Ce l’hanno con lui le forze d’opposizione emarginate con il colpo di Stato del 1999, i cui massimi dirigenti sono tuttora in esilio, da Benazir Bhutto a Nawaz Sharif. Sono in rivolta gli intellettuali, i ceti professionali, la classe media istruita e aperta all’Occidente, che vedono ormai in Musharraf una persona incapace di sconfiggere il pericolo fondamentalista ed allo stesso tempo un ostacolo al ripristino pieno della democrazia. Appartiene al passato il flirt fiorito inizialmente fra gran parte della società pakistana ed il golpista che si affacciava sulla scena nazionale esibendo la patente multipla di nemico dei corrotti, fautore di riforme modernizzanti, tessitore di delicati equilibri fra lo speciale rapporto con gli Usa da un lato e stretti legami con gli ambienti religiosi locali più conservatori dall’altro. Quel flirt è finito da tempo. Negli ultimi mesi si è assistito alla rivolta dei ceti medi. Emblematica la vicenda del presidente della Corte suprema, destituito e pretestuosamente incriminato con accuse rivelatesi infondate. La sua vera colpa era l’ostilità al progetto di Musharraf di farsi riconfermare presidente senza rinunciare al comando delle forze armate. Qualche settimana fa il magistrato è stato rimesso al suo posto dai colleghi della Corte suprema. Musharraf ha incassato.
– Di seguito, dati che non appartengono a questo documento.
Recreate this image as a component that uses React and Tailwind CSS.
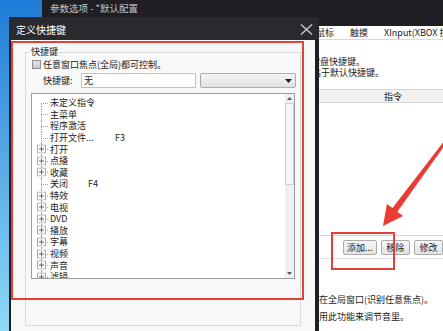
import React from "react";

/* 定义快捷键 对话框，叠在 "参数选项" 窗口上 */
const TREE = [
  { t: "未定义指令" },
  { t: "主菜单" },
  { t: "程序激活" },
  { t: "打开文件...", k: "F3", w: "w-[65px]" },
  { t: "打开", c: true },
  { t: "点播", c: true },
  { t: "收藏", c: true },
  { t: "关闭", k: "F4", w: "w-[38px]" },
  { t: "特效", c: true },
  { t: "电视", c: true },
  { t: "DVD", c: true },
  { t: "播放", c: true },
  { t: "字幕", c: true },
  { t: "视频", c: true },
  { t: "声音", c: true },
  { t: "滤镜", c: true },
];

function PlusBox() {
  return (
    <svg width="9" height="9" viewBox="0 0 9 9" className="absolute left-[5px] top-1/2 -translate-y-1/2">
      <rect x="0.5" y="0.5" width="8" height="8" fill="#fff" stroke="#a8a8a8" />
      <path d="M2 4.5h5M4.5 2v5" stroke="#666" />
    </svg>
  );
}

function WinButton({ children, w }) {
  return (
    <div
      className={`${w} h-[15px] flex items-center justify-center rounded-[2px] border border-[#acacac] bg-linear-to-b from-[#f7f7f7] to-[#e3e3e3] text-[9px] leading-none text-[#222]`}
    >
      {children}
    </div>
  );
}

export default function App() {
  return (
    <div className="relative w-[443px] h-[331px] overflow-hidden bg-linear-to-b from-[#1c7cd6] to-[#8fd9f6] font-['Noto_Sans_CJK_SC',sans-serif]">
      {/* 背后的 参数选项 窗口 */}
      <div className="absolute left-[42px] top-0 right-0 bottom-0 flex flex-col">
        <div className="h-[26px] bg-[#1e1e23] pl-[8px] pt-[2px] text-[9.5px] leading-[12px] text-[#c4c4c4]">
          参数选项 - *默认配置
        </div>
        <div className="flex-1 bg-white flex flex-col text-[9px] text-[#1a1a1a]">
          <div className="h-[14px] flex items-center gap-[16px] pl-[274px] border-b border-[#d9d9d9] leading-none whitespace-nowrap">
            <span>鼠标</span>
            <span>触摸</span>
            <span>XInput(XBOX 控制器)</span>
          </div>
          <div className="pt-[16px] leading-[11px] whitespace-nowrap">
            <p className="pl-[224px]">可以自定义键盘快捷键。</p>
            <p className="pl-[180px]">自定义的快捷键优先级高于默认快捷键。</p>
          </div>
          <div className="mt-[11px] h-[14px] bg-[#f1f1f1] border-y border-[#d6d6d6] flex items-center pl-[342px] leading-none">
            指令
          </div>
          <div className="h-[133px] border-b border-[#d8d8d8]" />
          <div className="h-[23px] flex items-center gap-[4px] pl-[301px] border-b border-[#e2e2e2]">
            <WinButton w="w-[44px]">添加...</WinButton>
            <WinButton w="w-[38px]">移除</WinButton>
            <WinButton w="w-[38px]">修改</WinButton>
          </div>
          <div className="pt-[32px] leading-[17px] whitespace-nowrap pl-[268px]">
            <p>仅在全局窗口(识别任意焦点)。</p>
            <p>启用此功能来调节音里。</p>
          </div>
        </div>
      </div>

      {/* 定义快捷键 对话框 */}
      <div className="absolute left-[9px] top-[17px] bottom-0 w-[310px] flex flex-col">
        <div className="h-[23px] bg-[#29292e] flex items-center justify-between pl-[7px] pr-[6px] pt-[2px]">
          <span className="text-[10px] leading-none text-white">定义快捷键</span>
          <svg width="13" height="11" viewBox="0 0 13 11">
            <path d="M1 0.5L12 10.5M12 0.5L1 10.5" stroke="#cfcfcf" strokeWidth="1.3" />
          </svg>
        </div>
        <div className="flex-1 bg-[#f8f8f8] border-l-2 border-r-4 border-[#1d1d22] text-[9px] text-[#1a1a1a]">
          <fieldset className="ml-[14px] mt-[6px] w-[276px] h-[280px] min-w-0 border border-[#dadada]">
            <legend className="ml-[4px] px-[1px] leading-[12px]">快捷键</legend>
            <div className="h-[12px] flex items-center pl-[6px]">
              <span className="w-[9px] h-[9px] border border-[#8f8f8f] bg-linear-to-b from-[#e2e2e2] to-[#c9c9c9]" />
              <span className="ml-[2px] leading-none">任意窗口焦点(全局)都可控制。</span>
            </div>
            <div className="mt-[3px] h-[15px] flex items-center pl-[17px]">
              <span className="w-[38px] leading-none">快捷键:</span>
              <div className="w-[115px] h-full bg-white border border-[#c4c4c4] flex items-center pl-[2px] leading-none">
                无
              </div>
              <div className="ml-[4px] w-[96px] h-full rounded-[2px] border border-[#acacac] bg-linear-to-b from-[#f4f4f4] to-[#e1e1e1] flex items-center justify-end pr-[3px]">
                <svg width="7" height="4" viewBox="0 0 7 4">
                  <path d="M0 0h7L3.5 4z" fill="#222" />
                </svg>
              </div>
            </div>
            <div className="mt-[5px] ml-[5px] w-[264px] h-[186px] border border-[#9c9c9c] bg-white flex">
              <div className="flex-1 overflow-hidden pt-[3px] text-[9px] text-[#222]">
                {TREE.map((r, i) => (
                  <div key={r.t} className="relative h-[11.6px] flex items-center">
                    <span
                      className={`absolute left-[9px] w-0 border-l border-dotted border-[#a3a3a3] ${
                        i === 0 ? "top-1/2 bottom-0" : "top-0 bottom-0"
                      }`}
                    />
                    <span className="absolute left-[9px] top-1/2 w-[7px] border-t border-dotted border-[#a3a3a3]" />
                    {r.c && <PlusBox />}
                    <span className={`pl-[18px] leading-none whitespace-nowrap ${r.k ? r.w : ""}`}>{r.t}</span>
                    {r.k && <span className="pl-[18px] leading-none">{r.k}</span>}
                  </div>
                ))}
              </div>
              <div className="w-[9px] bg-[#f0f0f0] flex flex-col">
                <div className="h-[9px] flex items-center justify-center">
                  <svg width="5" height="3" viewBox="0 0 5 3">
                    <path d="M0 3h5L2.5 0z" fill="#555" />
                  </svg>
                </div>
                <div className="h-[82px] bg-[#f7f7f7] border border-[#d0d0d0]" />
                <div className="flex-1" />
                <div className="h-[9px] flex items-center justify-center">
                  <svg width="5" height="3" viewBox="0 0 5 3">
                    <path d="M0 0h5L2.5 3z" fill="#555" />
                  </svg>
                </div>
              </div>
            </div>
          </fieldset>
        </div>
      </div>

      {/* 标注：红框与箭头 */}
      <div className="absolute left-[11px] top-[41px] w-[293px] h-[259px] border-2 border-[#e2403b]" />
      <div className="absolute left-[331px] top-[232px] w-[64px] h-[38px] border-2 border-[#e2403b]" />
      <svg className="absolute inset-0 pointer-events-none" width="443" height="331" viewBox="0 0 443 331">
        <polygon
          points="444.8,140.1 392.5,208.1 386.9,204 383,226 403,215.9 397.3,211.7 447.2,141.9"
          fill="#ea3b35"
        />
      </svg>
    </div>
  );
}
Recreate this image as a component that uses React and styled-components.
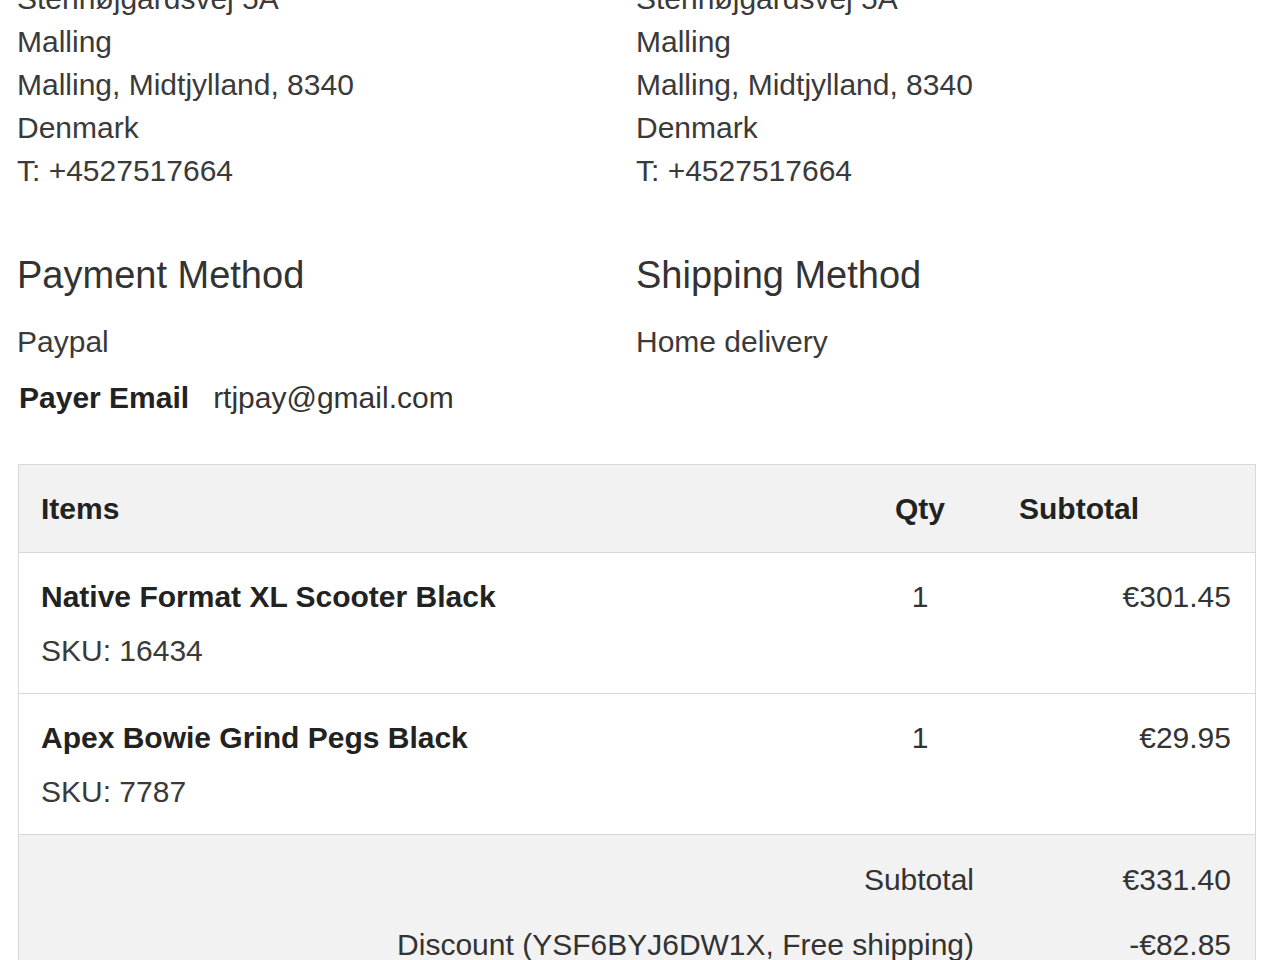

Segno di debolezza o di rinsavimento? Difficle dire. Certo il capo di Stato sente franargli il terreno sotto i piedi. Incontrando in segreto negli Emirati arabi l’esiliata Benazir, esplora l’ipotesi di un patto con la principale avversaria, punto di riferimento di quegli ambienti sociali che gli hanno voltato le spalle. Poi però si lascia tentare dall’avventura autoritaria e medita lo stato d’emergenza. L’impressione è che si trovi ad un bivio e tentenni. Un passo in una direzione, un passo in quella opposta. A furia di temporeggiare, alla fine altri potrebbero decidere al posto suo. E metterlo da parte.